Ii-a Port Model Construction

The overall methodology of OSACA is exemplified using the STREAM triad A(:)=B(:)+s*C(:) loop in Figure 2.

Fig. 2: Structural design of OSACA and its workflow, for STREAM triad (A(:)=B(:)+s*C(:)) loop.

The x86 or AArch64 ARM assembly is parsed and the kernel in between the byte markers is extracted. For convenience, OSACA supports IACA’s byte markers for x86 and uses the same instruction pattern for ARM assembly. For each parsed instruction form within the kernel, OSACA obtains the maximum inverse throughput and latency in cycles and the ports it can be scheduled to from its instruction database. Furthermore, it keeps track of source and destination operands for identifying register dependencies.

Possible sources for OSACA’s database are microbenchmark databases like uops.info [15], Agner Fog’s “Instruction Table” [16], or specific microbenchmarks using our own frameworks asmbench [17] and ibench [18]. For the latter, OSACA can automatically create benchmark files and import the output into its database, resulting in a semi-automatic benchmark pipeline.

Ii-B Instruction Throughput and Latency Analysis

To obtain the latency and throughput of an instruction, we automatically create assembly benchmarks for use with ibench. It offers the infrastructure to initialize, run and accurately measure the desired parameters. It is also intended to support a python-based approach to micro-benchmarking, using the asmbench framework, which is not yet implemented at the time of writing.

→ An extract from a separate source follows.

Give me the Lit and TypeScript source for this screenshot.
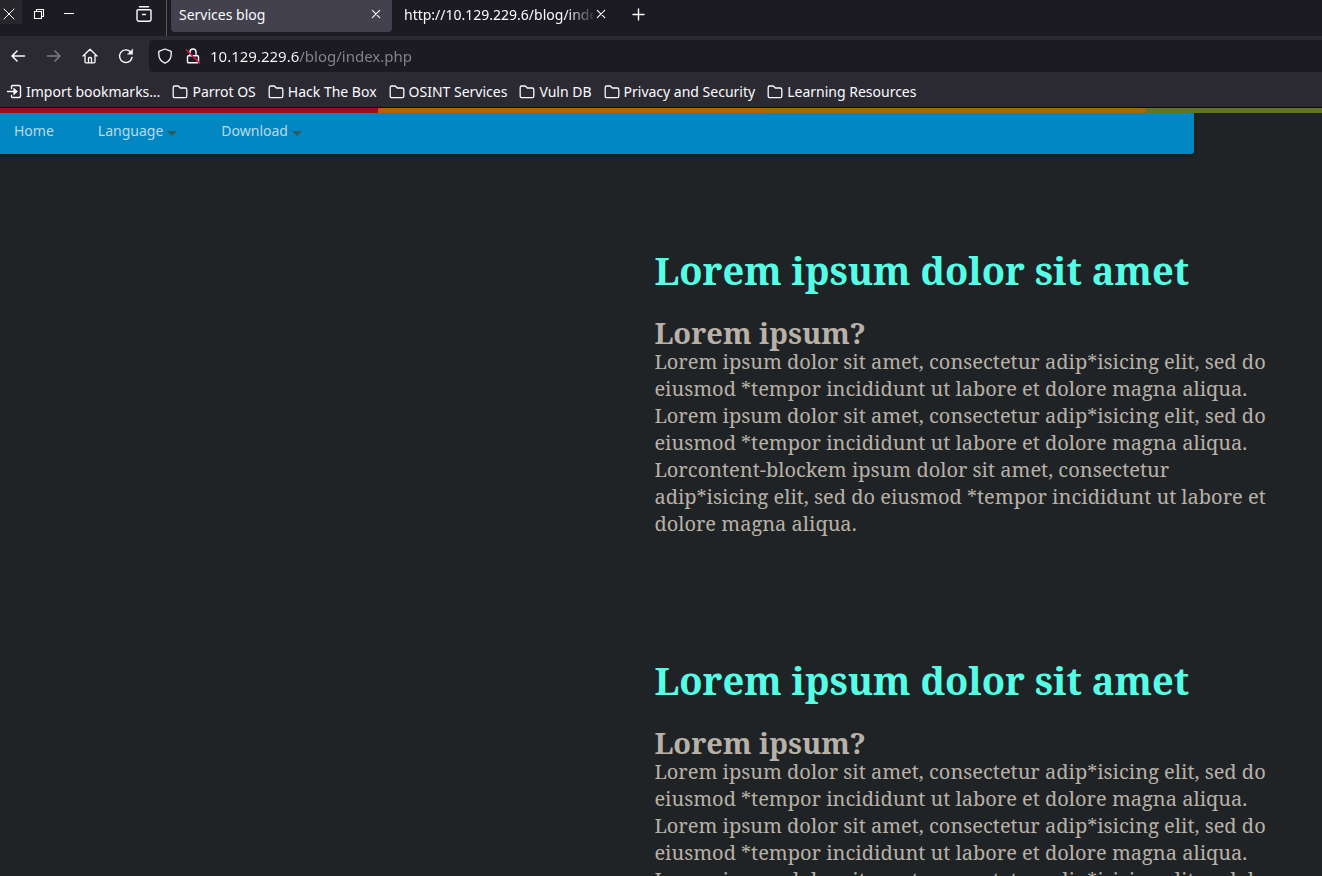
import { LitElement, html, css, svg } from "lit";
import { customElement } from "lit/decorators.js";

const bookmarks = ["Parrot OS", "Hack The Box", "OSINT Services", "Vuln DB", "Privacy and Security", "Learning Resources"];

const sentence = [
  "Lorem ipsum dolor sit amet, consectetur adip*isicing elit, sed do",
  "eiusmod *tempor incididunt ut labore et dolore magna aliqua.",
];
const posts = [
  [
    ...sentence,
    ...sentence,
    "Lorcontent-blockem ipsum dolor sit amet, consectetur",
    "adip*isicing elit, sed do eiusmod *tempor incididunt ut labore et",
    "dolore magna aliqua.",
  ],
  [...sentence, ...sentence, ...sentence],
];

const icon = (body: unknown, size = 16) => html`<svg
  width=${size} height=${size} viewBox="0 0 16 16" fill="none" stroke="currentColor"
  stroke-width="1.4" stroke-linecap="round" stroke-linejoin="round" aria-hidden="true">${body}</svg>`;

const glyphs = {
  closeWindow: svg`<path d="M3 3l10 10M13 3L3 13" stroke-width="1"/>`,
  restore: svg`<path d="M3.5 5.5h7v7h-7zM5.5 5.500v-2h7v7h-2" stroke-width="1.1" stroke-linejoin="miter"/>`,
  minimise: svg`<path d="M3 7.500h10" stroke-width="1" stroke-linecap="butt"/>`,
  recent: svg`<path d="M3.5 .8h9M2 3.700h12a1 1 0 0 1 1 1v8.600a2 2 0 0 1-2 2H3a2 2 0 0 1-2-2V4.700a1 1 0 0 1 1-1zM6.500 8.500h3" stroke-width="1.4"/>`,
  close: svg`<path d="M4.300 3.300l7.400 7.400M11.700 3.300l-7.400 7.400" stroke-width="1.1"/>`,
  plus: svg`<path d="M8.500 2v11M3 7.500h11"/>`,
  back: svg`<path d="M14.5 8H2M7 3L2 8l5 5" stroke-width="1.5"/>`,
  forward: svg`<path d="M1.5 8H14M9 3l5 5-5 5" stroke-width="1.5"/>`,
  home: svg`<path d="M1 8l7-6.700L15 8M3 7v6.800a1 1 0 0 0 1 1h8a1 1 0 0 0 1-1V7M6.500 14.500v-4a1 1 0 0 1 1-1h1a1 1 0 0 1 1 1v4" stroke-width="1.3"/>`,
  reload: svg`<path d="M14 9.500A6.300 6.300 0 1 1 12.600 4"/><path d="M14.600 1.300v4.900H9.700z" fill="currentColor" stroke-width=".5"/>`,
  shield: svg`<path d="M8 1l6.200 2.400v2.800c0 3.800-2.400 7.400-6.200 9-3.800-1.600-6.200-5.200-6.200-9V3.400z" stroke-width="1.3"/>`,
  lock: svg`<path d="M3.5 7.700h9a1 1 0 0 1 1 1v5a1 1 0 0 1-1 1h-9a1 1 0 0 1-1-1v-5a1 1 0 0 1 1-1zM5 7.500V4a3 3 0 0 1 6 0v3.500"/><path d="M1.500 2l13 13" stroke="#e2144c" stroke-width="1.5"/>`,
  importIn: svg`<path d="M5.5 4.500v-2a1 1 0 0 1 1-1H13a1.500 1.500 0 0 1 1.500 1.500v9a1.500 1.500 0 0 1-1.500 1.500H6.500a1 1 0 0 1-1-1v-1M1.500 7.500h7"/><path d="M8 4.500l3.500 3L8 10.500z" fill="currentColor" stroke-width=".8"/>`,
  folder: svg`<path d="M2.700 2h3.600l2 2h5a1.500 1.500 0 0 1 1.500 1.500v6.700a1.500 1.500 0 0 1-1.500 1.500H2.700a1.500 1.500 0 0 1-1.500-1.500V3.500A1.500 1.500 0 0 1 2.700 2z" stroke-width="1.3"/>`,
};

@customElement("browser-chrome")
class BrowserChrome extends LitElement {
  static styles = css`
    :host { display: block; color: #fbfbfe; background: #2b2a33; font: 14px/20px "Noto Sans", sans-serif; border-bottom: 1px solid #0c0c0d; }
    button { border: 0; padding: 0; background: none; color: inherit; font: inherit; display: flex; align-items: center; }
    svg { display: block; flex: none; }
    a { color: inherit; text-decoration: none; display: flex; align-items: center; gap: 4px; white-space: nowrap; }
    .titlebar { display: flex; height: 36px; background: #1c1b22; }
    .window { display: flex; align-items: flex-start; width: 166px; border-right: 1px solid #5b5b66; }
    .window button { height: 28px; justify-content: center; width: 30px; }
    .window .quit { width: 22px; margin-right: 2px; padding-left: 1px; justify-content: flex-start; background: linear-gradient(#26262b 24px, transparent 24px); }
    .window .recent { margin-left: auto; margin-right: 7px; }
    .tab { display: flex; align-items: center; width: 221px; height: 32px; padding: 0 8px 3px; box-sizing: border-box; }
    .tab.active { margin: 0 4px; background: #42414d; border-radius: 0 0 4px 4px; }
    .label { flex: 1; min-width: 0; overflow: hidden; white-space: nowrap; }
    .label.fade { mask-image: linear-gradient(90deg, #000 86%, transparent 102%); }
    .new { height: 29px; padding: 0 13px; }
    .toolbar { display: flex; align-items: center; height: 40px; }
    .tools { display: flex; gap: 20px; padding: 0 15px 0 10px; }
    .url { display: flex; align-items: center; gap: 12px; flex: 1; height: 32px; padding-left: 8px; border-radius: 4px 0 0 4px; background: #1c1b22; }
    .dim { opacity: .4; }
    input { flex: 1; min-width: 0; border: 0; padding: 0; outline: 0; margin-left: -3px; font: 15px/20px "Noto Sans", sans-serif; color: transparent; background: linear-gradient(90deg, #fbfbfe 89px, #87868d 89px); -webkit-background-clip: text; background-clip: text; }
    .bookmarks { display: flex; align-items: center; gap: 12px; height: 31px; padding: 0 6px; }
  `;
  render() {
    return html`
      <div class="titlebar">
        <div class="window">
          <button class="quit" aria-label="Close window">${icon(glyphs.closeWindow)}</button>
          <button aria-label="Restore window">${icon(glyphs.restore)}</button>
          <button aria-label="Minimise window">${icon(glyphs.minimise)}</button>
          <button class="recent" aria-label="Recent browsing">${icon(glyphs.recent)}</button>
        </div>
        <div class="tab active"><button class="label">Services blog</button><button aria-label="Close tab">${icon(glyphs.close)}</button></div>
        <div class="tab"><button class="label fade">http://10.129.229.6/blog/index.php</button><button aria-label="Close tab">${icon(glyphs.close)}</button></div>
        <button class="new" aria-label="New tab">${icon(glyphs.plus)}</button>
      </div>
      <div class="toolbar">
        <div class="tools">
          <button aria-label="Back">${icon(glyphs.back)}</button>
          <button class="dim" aria-label="Forward">${icon(glyphs.forward)}</button>
          <button aria-label="Home">${icon(glyphs.home)}</button>
          <button aria-label="Reload">${icon(glyphs.reload)}</button>
        </div>
        <div class="url">
          ${icon(glyphs.shield)}${icon(glyphs.lock)}
          <input type="text" aria-label="Address" value="10.129.229.6/blog/index.php" />
        </div>
      </div>
      <nav class="bookmarks" aria-label="Bookmarks">
        <a href="#">${icon(glyphs.importIn)}Import bookmarks…</a>
        ${bookmarks.map((name) => html`<a href="#">${icon(glyphs.folder)}${name}</a>`)}
      </nav>`;
  }
}

@customElement("blog-page")
class BlogPage extends LitElement {
  static styles = css`
    :host { display: block; background: #202325; overflow: hidden; }
    .stripe { display: flex; height: 5px; }
    .red { flex: 378; background: #970e1e; }
    .orange { flex: 385; background: #b96004; }
    .amber { flex: 383; background: #a56900; }
    .green { flex: 176; background: #5f7621; }
    .menu { display: flex; gap: 16px; width: 90.3%; height: 41px; background: #0287c3; border-radius: 0 0 3px 0; box-shadow: 0 2px 5px rgba(0, 0, 0, .3); font: 14px/20px "Noto Sans", sans-serif; }
    .menu a { display: flex; padding: 8px 14px; color: #b9dbe5; text-decoration: none; }
    .caret { width: 0; height: 0; align-self: center; margin-left: 4px; border: 5px solid transparent; border-top-color: #2b5c60; border-bottom: 0; }
    main { padding: 92px 2% 0 49.5%; font: 20px/27px "Noto Serif", "DejaVu Serif", serif; color: #b8b1a7; }
    article { padding-bottom: 119px; }
    h1, h2, p { margin: 0; }
    h1 { font-size: 38px; line-height: 48px; color: #55ffe6; white-space: nowrap; }
    h2 { font-size: 29px; line-height: 27px; padding: 25px 0 2px; }
  `;
  render() {
    return html`
      <div class="stripe"><div class="red"></div><div class="orange"></div><div class="amber"></div><div class="green"></div></div>
      <nav class="menu" aria-label="Site">
        <a href="#">Home</a>
        <a href="#">Language<span class="caret"></span></a>
        <a href="#">Download<span class="caret"></span></a>
      </nav>
      <main>
        ${posts.map((lines) => html`<article>
          <h1>Lorem ipsum dolor sit amet</h1>
          <h2>Lorem ipsum?</h2>
          <p>${lines.map((line) => html`${line}<br />`)}</p>
        </article>`)}
      </main>`;
  }
}

@customElement("app-root")
class AppRoot extends LitElement {
  static styles = css`
    :host { display: flex; flex-direction: column; height: 100vh; overflow: hidden; background: #202325; }
    browser-chrome { flex: none; }
    blog-page { flex: 1; min-height: 0; }
  `;
  render() {
    return html`<browser-chrome></browser-chrome><blog-page></blog-page>`;
  }
}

Synthetic dependency chain generation within the assembly kernel allows measurement of throughput and latency of an instruction form and has been described in our previous work [6]. The throughput prediction assumes a fixed and balanced utilization of all suitable ports for any instruction form and perfect out-of-order scheduling without loop-carried dependencies. It thus yields a lower bound for execution time.

Ii-C Critical Path Analysis

The critical path analysis is based on a directed acyclic graph (DAG) constructed from inter-instruction register dependencies following these rules:

  1. A vertex is created for every instruction form in the marked piece of code.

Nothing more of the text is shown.